'Mezcal',
dijo el cónsul, pero en realidad, lo que el cónsul- y su demiurgo,
Malcolm Lowry- querían pedir de verdad no era una copa, sino un
pasaje a la verdad; a través de la transfusión alcohólica Lowry
busca lo que también busca el chamán, el místico o el filósofo
sincero; el mezcal y el whisky se convierten en piedras mágicas que
facilitan el viaje, el Encuentro: aquí no hay enfermos alcohólicos,
sino psiconautas, filósofos que utilizan la intoxicación como medio
de alcanzar la verdad última de la materia y de la carne. A menudo,
estos métodos son peligrosos, pues es precisa una sabiduría
especial para poder dominarlos; el viaje puede ser como el de Ícaro,
de un solo día, de una sola hora. El cónsul equivoca el destino y
se pierde en este viaje, como tantos otros psiconautas; el descenso
de Geoffrey desde la boca del volcán a su estómago es el resultado
de la toma de un riesgo inevitable, que se halla siempre en la
decisión de aquel que tiene contacto con los enteógenos. Quizá
también la propia pérdida forme parte de la experiencia de la
verdad, y quizá la vivencia pacífica sea un tránsito entre nieblas
cuyo fin verdadero no sea otro que el del Infierno.
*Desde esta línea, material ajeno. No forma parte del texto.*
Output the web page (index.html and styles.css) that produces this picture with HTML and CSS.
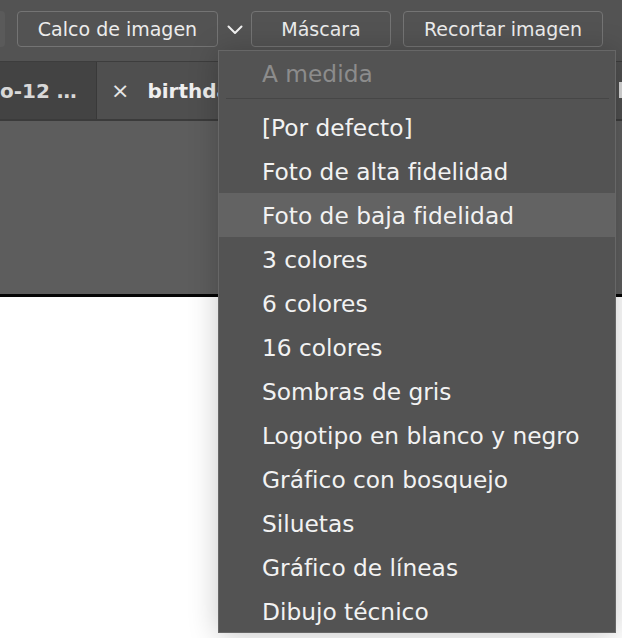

Quién sabe en
qué secuencia se administran, en los mundos psilocíbicos, las
entidades benignas y malignas, los monstruos y los éxtasis, los
orgasmos y los dolores infernales; desconociendo el Orden último de
lo real, quedan nuestras vivencias tergiversadas, nuestras formas
conscientes no siempre útiles para descifrar su lenguaje. Al lado
del cadáver del cónsul, en en la barranca, alguien arroja un
perro muerto. Quizá no sea otro que el mismísimo Cerbero.